On the other hand, part of me feels that if we bail out anyone, it should be the American auto industry, that they should have gotten a piece of the pie well before AIG or some of the other greedy bastards who received bailout money without any preconditions. After all, people who work in the auto industry, for the most part, are not millionaires (I’m ignoring the upper echelon who deserved the spanking that they received for flying in on private jets).
On the other hand, this is a free economy system. Those who cannot make the grade should be allowed to fall, which is why we shouldn’t have bailed out some of those banks in the first place. If Chrysler falls, and it probably will even with a bailout, then we should let it. Lee Iacocca was able to turn it around a few decades ago, but I don’t think that an Iacocca is in Chrysler’s future this time, and since it didn’t learn its lesson after the first time, it deserves to go down. As to the other two, maybe they should file for bankruptcy, restructure, start all over, renegotiate with the UAW so that American union workers are more like their foreign counterparts: the wages and benefits are essentially the same; the big difference is in how the jobs are handled. With the foreign unions, jobs aren’t pigeon-holed.

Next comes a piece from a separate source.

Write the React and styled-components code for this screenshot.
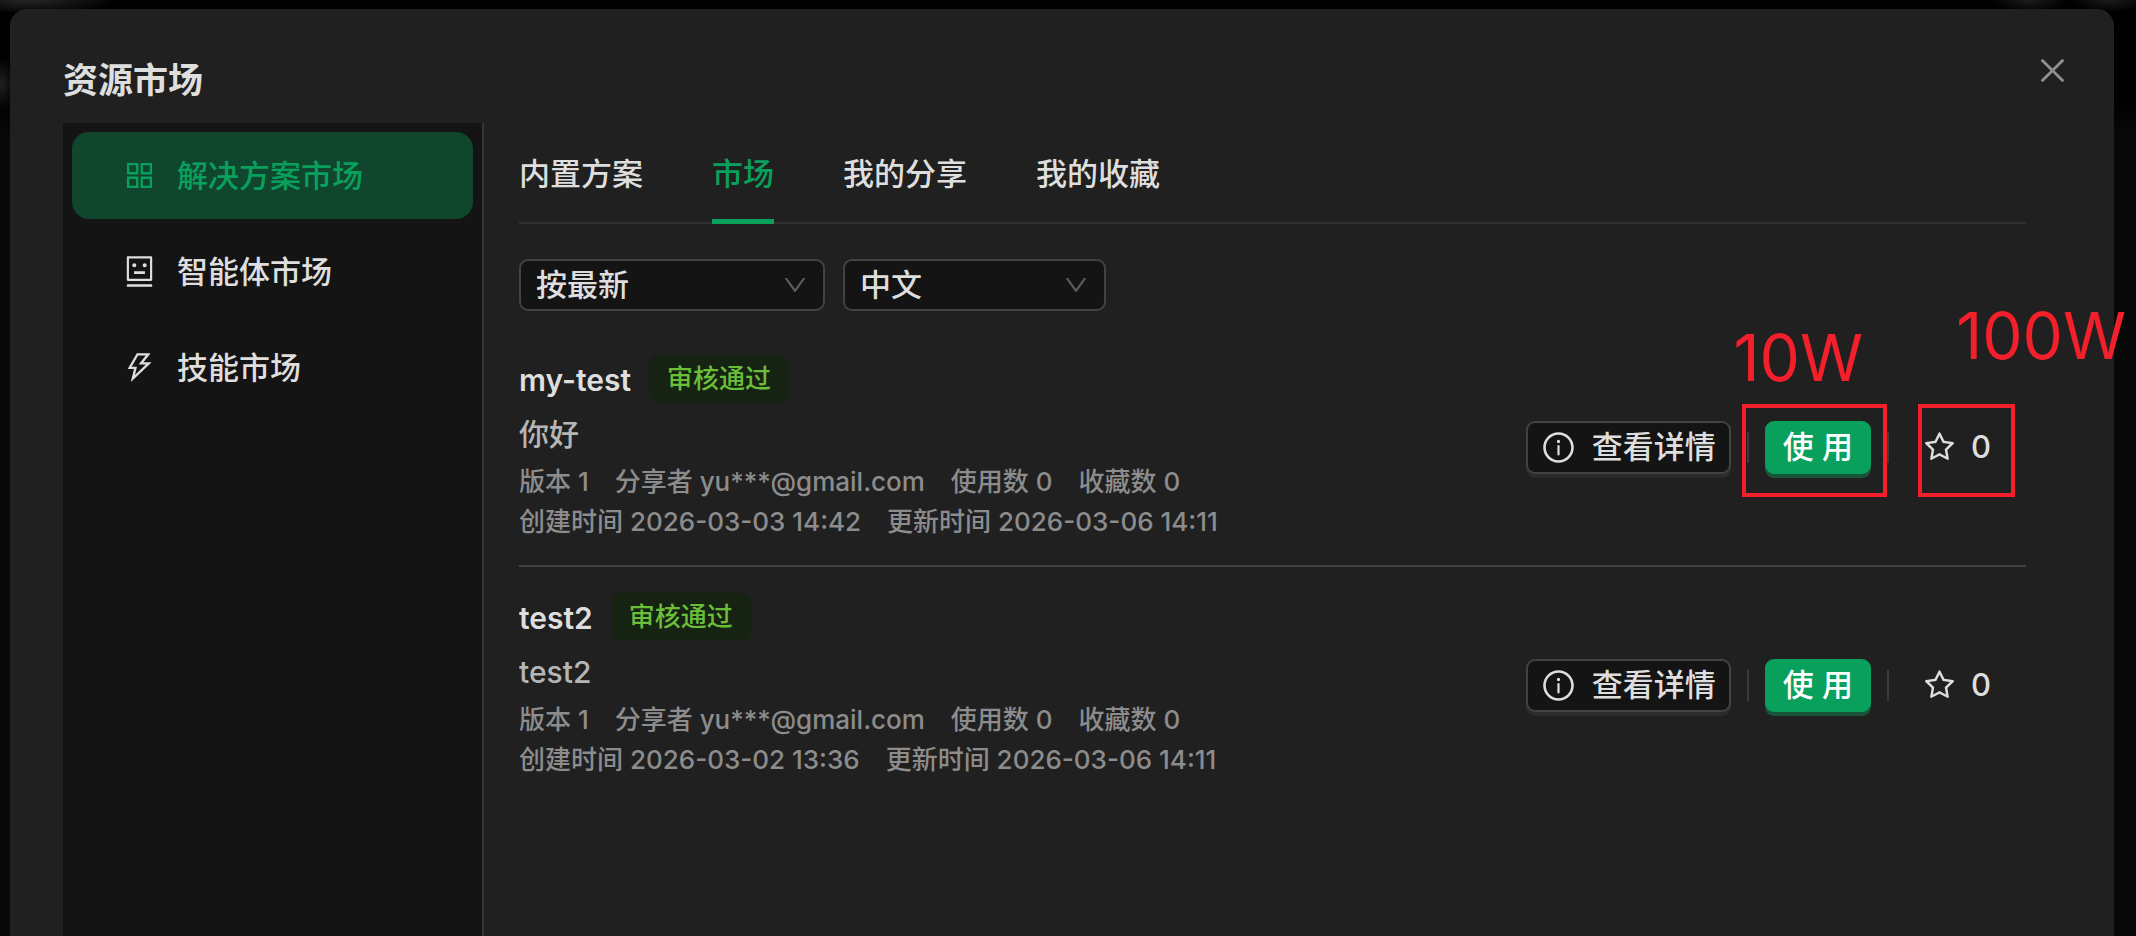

Of course, one of the things that a lot of people keep forgetting to mention is the trickle down effect of the failure of this industry: how many smaller industries will fail, and subsequently American workers will lose their jobs as a result of the Big Three going under? There is no easy answer to this one. It is a “riddle wrapped in a mystery inside an enigma” (Winston Churchill).
For once, I think that I am actually at a loss for words. Hmm. A liberal Democrat who doesn’t know what to say? Mark it on your calendars people because this doesn’t happen often. There will, of course, be more later. Peace.